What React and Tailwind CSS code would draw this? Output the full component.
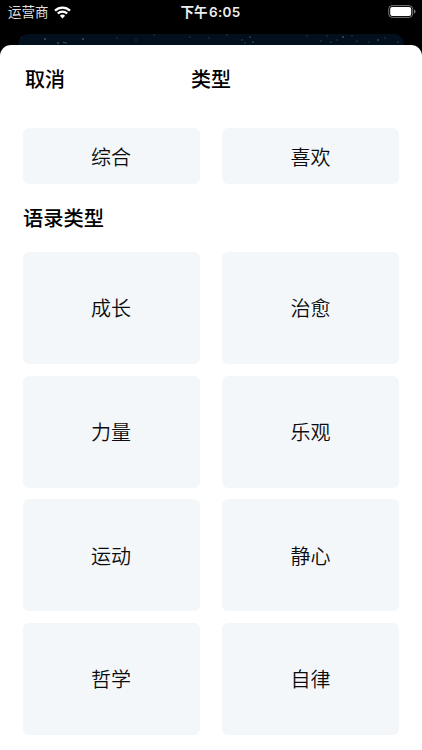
const topCards = ['综合', '喜欢']
const quoteTypes = ['成长', '治愈', '力量', '乐观', '运动', '静心', '哲学', '自律']

// x, y, opacity
const stars = [
  [3, 3, 0.4], [27, 5, 0.8], [40, 9, 0.7], [46, 8.5, 0.6], [48, 9, 0.5], [65, 5, 0.8], [99, 4, 0.3],
  [118, 6, 0.3], [136, 1, 0.3], [172, 3, 0.3], [191, 4, 0.3], [209, 1, 0.3], [224, 6, 0.4], [227, 9, 0.4],
  [232, 3, 0.5], [235, 8, 0.5], [289, 2, 0.3], [303, 7, 0.4], [309, 2, 0.3], [313, 8, 0.4], [319, 6, 0.3],
  [325, 3, 0.8], [334, 2, 0.3], [339, 7, 0.3], [351, 8, 0.3], [360, 6, 0.7], [367, 4, 0.3], [380, 8, 0.4],
]

function App() {
  return (
    <div className="relative h-[750px] w-[422px] overflow-hidden bg-black font-['Inter','Noto_Sans_CJK_SC',sans-serif] text-black">
      {/* Status bar */}
      <header className="grid h-[34px] grid-cols-3 items-start pt-[3px] pr-1.5 pl-2 text-[13.5px] leading-[18px] text-white">
        <div className="flex items-center gap-[5px]">
          <span className="text-[#ddd]">运营商</span>
          <svg className="h-[13px] w-[17px]" viewBox="0 0 17 13" fill="none" stroke="currentColor" strokeWidth="2.3">
            <path d="M1 4.6a10.8 10.8 0 0 1 15 0M3.8 7.5a6.7 6.7 0 0 1 9.4 0" />
            <path d="M8.5 12.4 5.9 9.8a3.7 3.7 0 0 1 5.2 0z" fill="currentColor" stroke="none" />
          </svg>
        </div>
        <div className="pr-[3px] text-center font-semibold text-[#eee]">
          下午<span className="ml-[1.5px] tracking-[0.3px]">6:05</span>
        </div>
        <div className="flex justify-end pt-0.5">
          <svg className="h-[13px] w-7" viewBox="0 0 28 13">
            <rect x=".7" y=".6" width="24" height="11.8" rx="3.5" fill="none" stroke="#777" />
            <rect x="2.2" y="2" width="21" height="9" rx="2" fill="white" />
            <path d="M26 4.4v4.2c1-.4 1.6-1.2 1.6-2.1S27 4.8 26 4.4z" fill="#777" />
          </svg>
        </div>
      </header>

      {/* Page behind the sheet */}
      <div className="mx-[18px] h-[11px] overflow-hidden rounded-t-[10px] bg-[#020f1c]">
        <svg className="h-[11px] w-[386px]" viewBox="0 0 386 11">
          {stars.map(([x, y, opacity]) => (
            <circle key={x} cx={x} cy={y} r=".7" fill="#9fc0d8" opacity={opacity} />
          ))}
        </svg>
      </div>

      {/* Sheet */}
      <main className="h-[705px] rounded-t-[11px] bg-white px-[23px] pt-[21px]">
        <div className="grid grid-cols-3 text-[20px] leading-[28px] font-medium">
          <button className="pl-0.5 text-left">取消</button>
          <h1 className="text-center">类型</h1>
        </div>
        <div className="mt-[34.4px] grid grid-cols-2 gap-x-[22px]">
          {topCards.map((name) => (
            <button key={name} className="h-14 rounded-md bg-[#f3f7fa] pt-1 text-[20px] font-[350] text-[#0c0c0e] odd:pr-px">{name}</button>
          ))}
        </div>
        <h2 className="mt-[20.6px] text-[20.3px] leading-[28px] font-medium">语录类型</h2>
        <div className="mt-[19px] grid grid-cols-2 gap-x-[22px] gap-y-[11.6px]">
          {quoteTypes.map((name) => (
            <button key={name} className="h-28 rounded-md bg-[#f3f7fa] pt-[3px] text-[20px] font-[350] text-[#0c0c0e] odd:pr-px">{name}</button>
          ))}
        </div>
      </main>
    </div>
  )
}

export default App
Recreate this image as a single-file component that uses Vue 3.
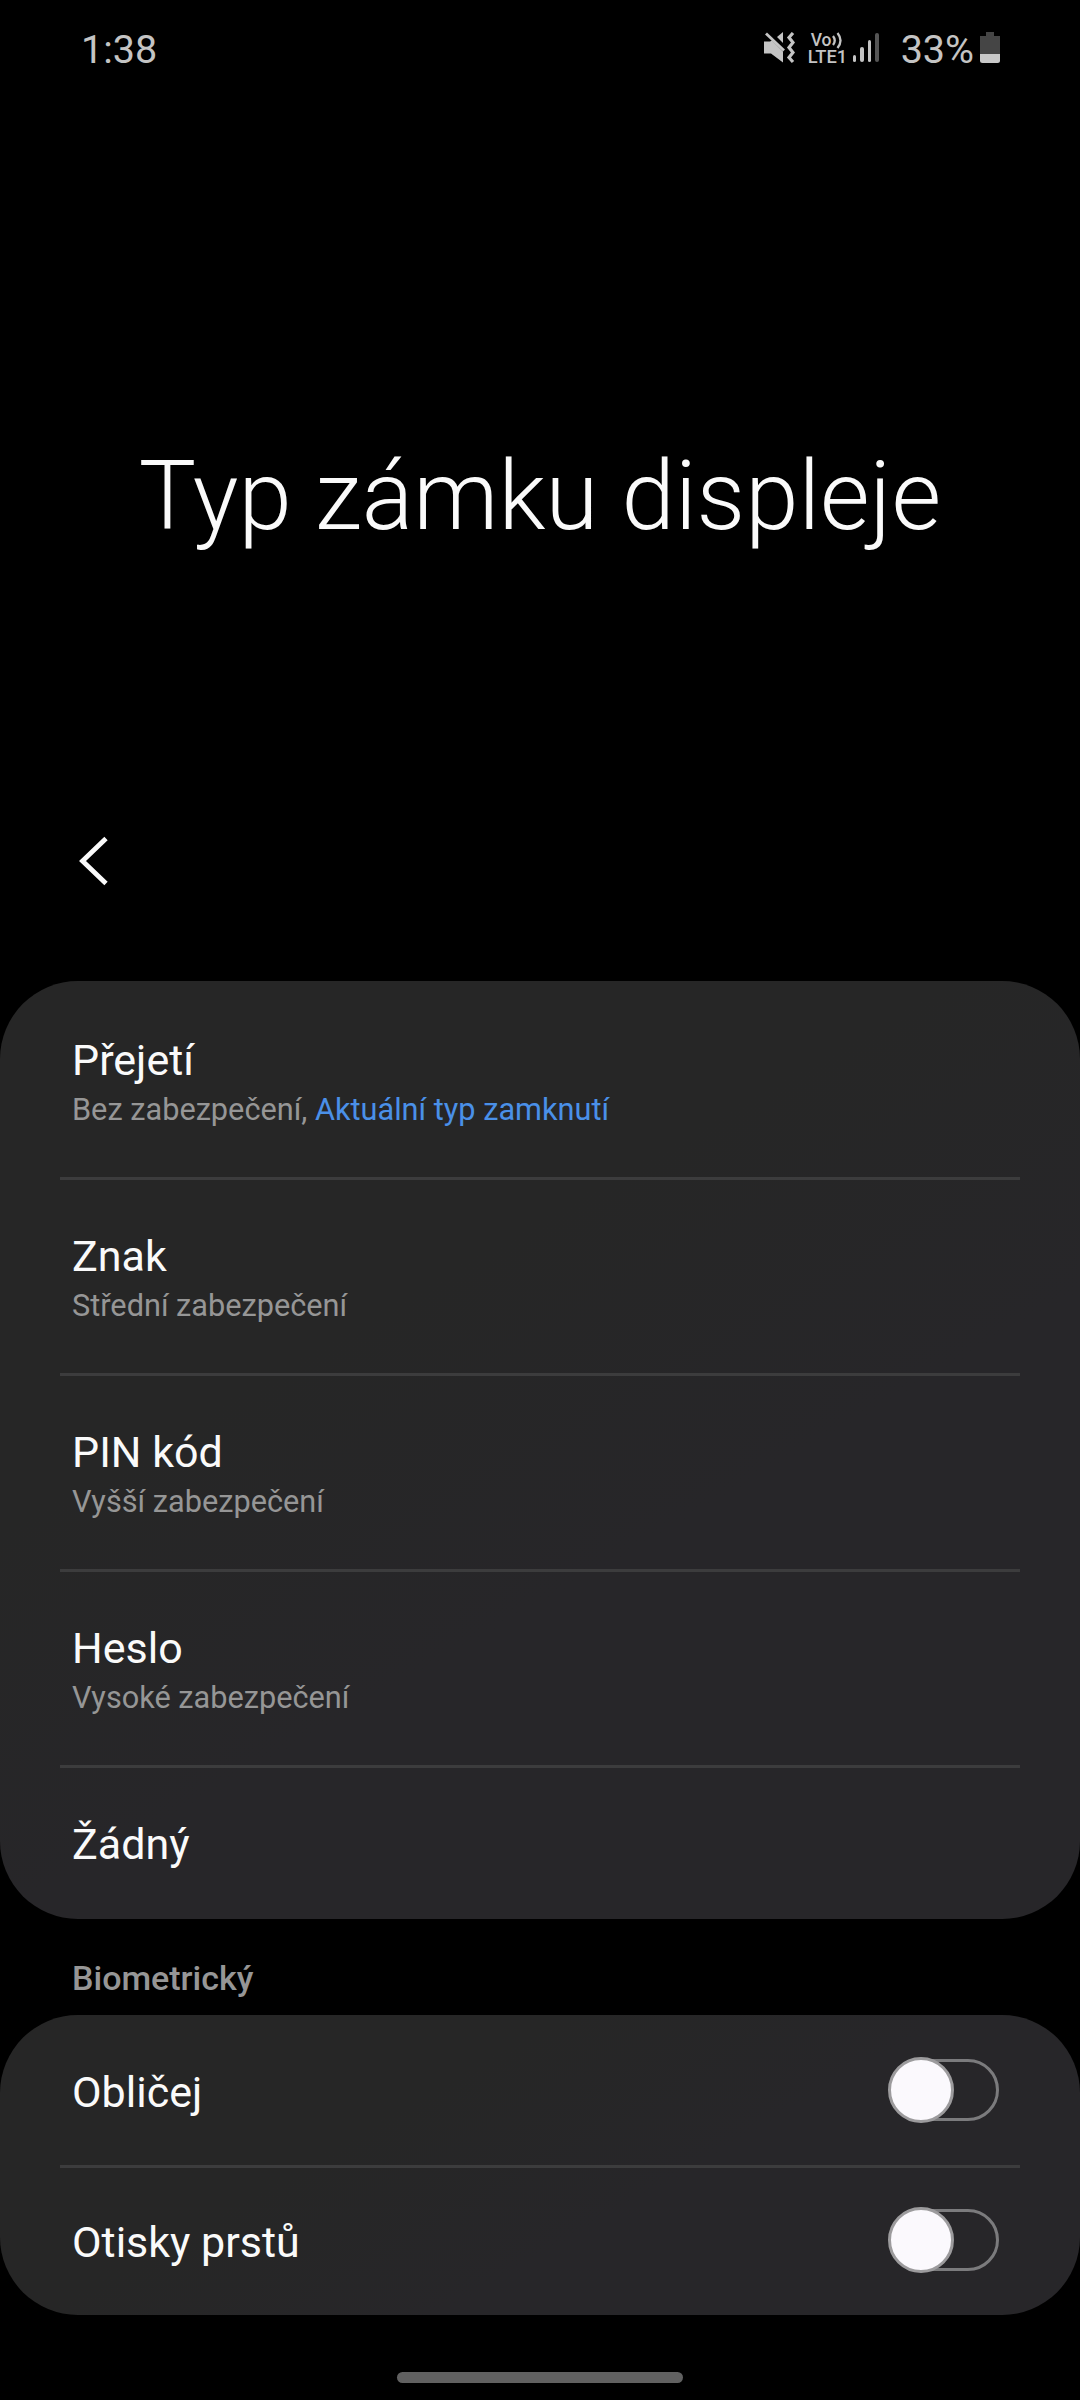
<template>
  <div class="screen">
    <header class="status-bar">
      <span class="time">1:38</span>
      <div class="indicators">
        <svg class="mute" width="32" height="32" viewBox="0 0 32 32">
          <path d="M1 9.500h6l2-1L20 19.500V30.500L8 21.500H1z" fill="#c4c4c4" />
          <path d="M20 0v11l-6-6z" fill="#c4c4c4" />
          <path d="M3 1.500l18 17" stroke="#c4c4c4" stroke-width="2.800" />
          <path d="M30 1l-4 4.500 4 5-4 5 4 5-4 5 4 4.500" fill="none" stroke="#c4c4c4" stroke-width="3.200" />
        </svg>
        <div class="network">
          <span class="volte">Vo<svg width="11" height="17" viewBox="0 0 11 17">
            <path d="M1 4q3.500 4.500 0 9M5.500 1q6 7.500 0 15" fill="none" stroke="#c4c4c4" stroke-width="2.300" />
          </svg></span>
          <span class="lte">LTE1</span>
        </div>
        <div class="signal">
          <i
            v-for="(height, index) in signalBars"
            :key="index"
            :class="{ empty: index === 3 }"
            :style="{ height: height + 'px' }"
          ></i>
        </div>
        <span class="percent">33%</span>
        <svg class="battery" width="20" height="31" viewBox="0 0 20 31">
          <path d="M6 0h8v4h6v18H0V4h6z" fill="#454545" />
          <path d="M0 22h20v6.500q0 2.500-2.500 2.500h-15Q0 31 0 28.500z" fill="#c8c8c8" />
        </svg>
      </div>
    </header>

    <h1 class="title">Typ zámku displeje</h1>

    <nav class="toolbar">
      <svg width="30" height="50" viewBox="0 0 30 50">
        <path d="M27 2.500L3.500 25 27 47.500" fill="none" stroke="#fafafa" stroke-width="4.800" />
      </svg>
    </nav>

    <section class="card">
      <div v-for="item in lockTypes" :key="item.name" class="row" :class="{ short: !item.level }">
        <div class="name">{{ item.name }}</div>
        <div v-if="item.level" class="level">
          {{ item.level }}<template v-if="item.current">, <span class="current">{{ item.current }}</span></template>
        </div>
      </div>
    </section>

    <h2 class="section-title">Biometrický</h2>

    <section class="card">
      <div v-for="item in biometrics" :key="item.name" class="row switch-row" @click="item.on = !item.on">
        <div class="name">{{ item.name }}</div>
        <div class="switch" :class="{ on: item.on }">
          <div class="thumb"></div>
        </div>
      </div>
    </section>

    <div class="home-handle"></div>
  </div>
</template>

<script setup>
import { ref } from 'vue'

const signalBars = [7, 15, 22, 29]

const lockTypes = [
  { name: 'Přejetí', level: 'Bez zabezpečení', current: 'Aktuální typ zamknutí' },
  { name: 'Znak', level: 'Střední zabezpečení' },
  { name: 'PIN kód', level: 'Vyšší zabezpečení' },
  { name: 'Heslo', level: 'Vysoké zabezpečení' },
  { name: 'Žádný' }
]

const biometrics = ref([
  { name: 'Obličej', on: false },
  { name: 'Otisky prstů', on: false }
])
</script>

<style>
body {
  margin: 0;
  background: #000;
}
</style>

<style scoped>
.screen {
  display: flex;
  flex-direction: column;
  width: 1080px;
  height: 2400px;
  overflow: hidden;
  background: #000;
  color: #fafafa;
  font-family: Roboto, sans-serif;
}

.status-bar {
  display: flex;
  justify-content: space-between;
  height: 96px;
  padding: 0 80px 0 81px;
  box-sizing: border-box;
  color: #c4c4c4;
}

.time,
.percent {
  font-size: 39.5px;
  line-height: 48px;
  padding-top: 26px;
}

.indicators {
  display: flex;
  align-items: flex-start;
}

.mute {
  margin-top: 32px;
}

.network {
  display: flex;
  flex-direction: column;
  width: 39px;
  margin: 32px 0 0 13px;
  font-weight: 500;
}

.volte {
  display: flex;
  padding-left: 3px;
  font-size: 17.5px;
  line-height: 16px;
  height: 16px;
}

.volte svg {
  flex: none;
}

.lte {
  font-size: 18.3px;
  line-height: 18px;
}

.signal {
  display: flex;
  align-items: flex-end;
  gap: 4px;
  height: 29px;
  margin: 33px 22px 0 6px;
}

.signal i {
  width: 3.5px;
  border-radius: 2px;
  background: #c4c4c4;
}

.signal .empty {
  background: #555;
}

.battery {
  margin: 32px 0 0 6px;
}

.title {
  margin: 343px 0 0;
  height: 114px;
  font-size: 96px;
  font-weight: 300;
  line-height: 114px;
  text-align: center;
}

.toolbar {
  flex: none;
  height: 428px;
  box-sizing: border-box;
  padding: 283px 0 0 79px;
}

.card {
  flex: none;
  border-radius: 78px;
  background: linear-gradient(150deg, #262626 35%, #272629 60%);
}

.row {
  height: 196px;
  box-sizing: border-box;
  padding: 54px 72px 0;
  position: relative;
}

/* inset divider between rows */
.row + .row::before {
  content: '';
  position: absolute;
  top: 0;
  left: 60px;
  right: 60px;
  height: 3px;
  background: #3c3c3d;
}

.row.short {
  height: 154px;
}

.name {
  font-size: 43px;
  line-height: 50px;
}

.level {
  margin-top: 5px;
  font-size: 30.7px;
  line-height: 40px;
  color: #969696;
}

.current {
  color: #4a90e8;
}

.section-title {
  flex: none;
  height: 96px;
  margin: 0;
  padding: 39px 72px 0;
  box-sizing: border-box;
  font-size: 34px;
  font-weight: 500;
  line-height: 40px;
  color: #969696;
}

.switch-row {
  display: flex;
  justify-content: space-between;
  height: 150px;
  padding: 0 81px 0 72px;
}

.switch-row .name {
  padding-top: 52px;
}

.switch {
  width: 110px;
  height: 62px;
  box-sizing: border-box;
  margin-top: 44px;
  border: 3px solid #7b7b7d;
  border-radius: 31px;
}

.thumb {
  width: 66px;
  height: 66px;
  box-sizing: border-box;
  margin: -5px 0 0 -4px;
  border: 3px solid #9c9b9d;
  border-radius: 50%;
  background: #fbf9fd;
}

.switch.on .thumb {
  margin-left: 42px;
}

.home-handle {
  flex: none;
  width: 286px;
  height: 11px;
  margin: 57px auto 0;
  border-radius: 6px;
  background: #616161;
}
</style>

◆ Stated goal: Starting with the first line of the data above and ending with the line containing "['成长', '治愈', '力量', '乐观', '运动', '静心', '哲学', '自律']", please restate every line exactly, leaving images out.

◆ Task response:
What React and Tailwind CSS code would draw this? Output the full component.
const topCards = ['综合', '喜欢']
const quoteTypes = ['成长', '治愈', '力量', '乐观', '运动', '静心', '哲学', '自律']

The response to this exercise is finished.